Trefusis and Sackville-West met as children in 1903 at a social gathering, their families moving in royal circles. Sackville-West was brought up in a home bestowed on her family by Elizabeth I. Trefusis’s mother – incidentally, the great grandmother of Camilla, Duchess of Cornwall – was mistress to King Edward VII.

Their schoolgirl attachment was both passionate and literary from the start. Both had creative aspirations from a young age and bonded over their love of books. In their correspondence they frequently quote contemporary works of literature, and recommend authors to each other. To them beauty was God, and the pursuit and creation of it drove all their work.

It is utterly impossible to separate the women’s personal connection from their literary one. The two women were deeply in love and sustained a passionate affair for many years, culminating in an infamous elopement to France. Equally important, though, during this period both women began to write in earnest.

Sackville-West would publish poetry as early as 1909, words that Trefusis alternately inspired and advised upon. The letters between her and Sackville-West during this time are littered with advice, and writing tips are swapped back and forth with great frequency.
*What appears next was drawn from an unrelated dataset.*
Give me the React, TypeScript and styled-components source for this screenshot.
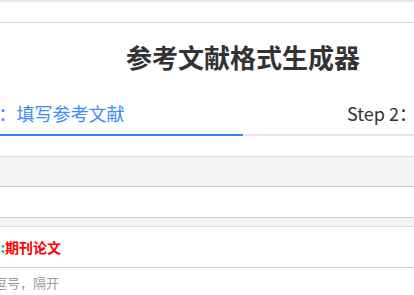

In August 1918, Trefusis wrote that she discussed ‘these things only with you, my views on religion, Epicureanism, writing, ethics and so forth’. Sadly, her husband would later burn many of the letters from Sackville-West to her, so the extant correspondence does not present a complete picture.

By the 1920’s, however, Sackville-West  was working on her autobiography, which her son Nigel Nicolson would incorporate into his infamous Portrait of a Marriage after both his mother and Trefusis were dead. Here, Sackville-West’s words  chronicle her love affair with Trefusis and her decision to remain married to her husband, Harold Nicolson. In the words of Sackville-West’s son, the book is a remarkable recording of ‘the violence of her passion’ for Trefusis.

Vita Sackville-West – This image is in the public domain.

Trefusis’s most well remembered work is Broderie Anglaise which was written alongside and in response to Sackville-West’s Challenge, a novel that chronicles their love affair in fictional form. While the publication of Challenge was blocked, to Sackville-West’s frustration, by her mother, Trefusis’s Broderie Anglaise was well received at the time, but is today regrettably remembered only for its complex relationship with Sackville-West’s Challenge and Virginia Woolf’s Orlando – a novel that completed their real life ménage à trois.

In Orlando, Trefusis  is portrayed as Sasha, Sackville-West as Orlando. Trefusis had encouraged Sackville-West to explore her perceived androgyny and Woolf transferred this brilliantly into fiction at a time when she was embarking on her own love affair with Sackville-West and feeling cripplingly jealous of her lover’s longstanding passion for Trefusis.

Despite Woolf’s concerns, Sackville-West would not sacrifice her correspondence with Trefusis, with whom she continued to exchange affectionate letters long after their romantic affair had ended – both women using their correspondence as the touchstone of their lives and careers.

This ‘literary encounter’ undeniably developed around the singular relationship sustained by these two remarkable authors, who would time and again explore and dissect their personal relationship in their work.

These two women were, are and became far more than the sum of their romantic relationship, their lifelong literary alliance at turns inspiring and frustrating – both for them and for those who read them today.

 

Rebecca Batley is an archaeologist and historian.  She has been fascinated by the life and works of Violet Sackville-West and Violet Trefusis since stumbling across a book of their letters as a teenager. You can find out more about Rebecca at her blog TheTravellingHistorian. She is also on Twitter @TheTravellingH2.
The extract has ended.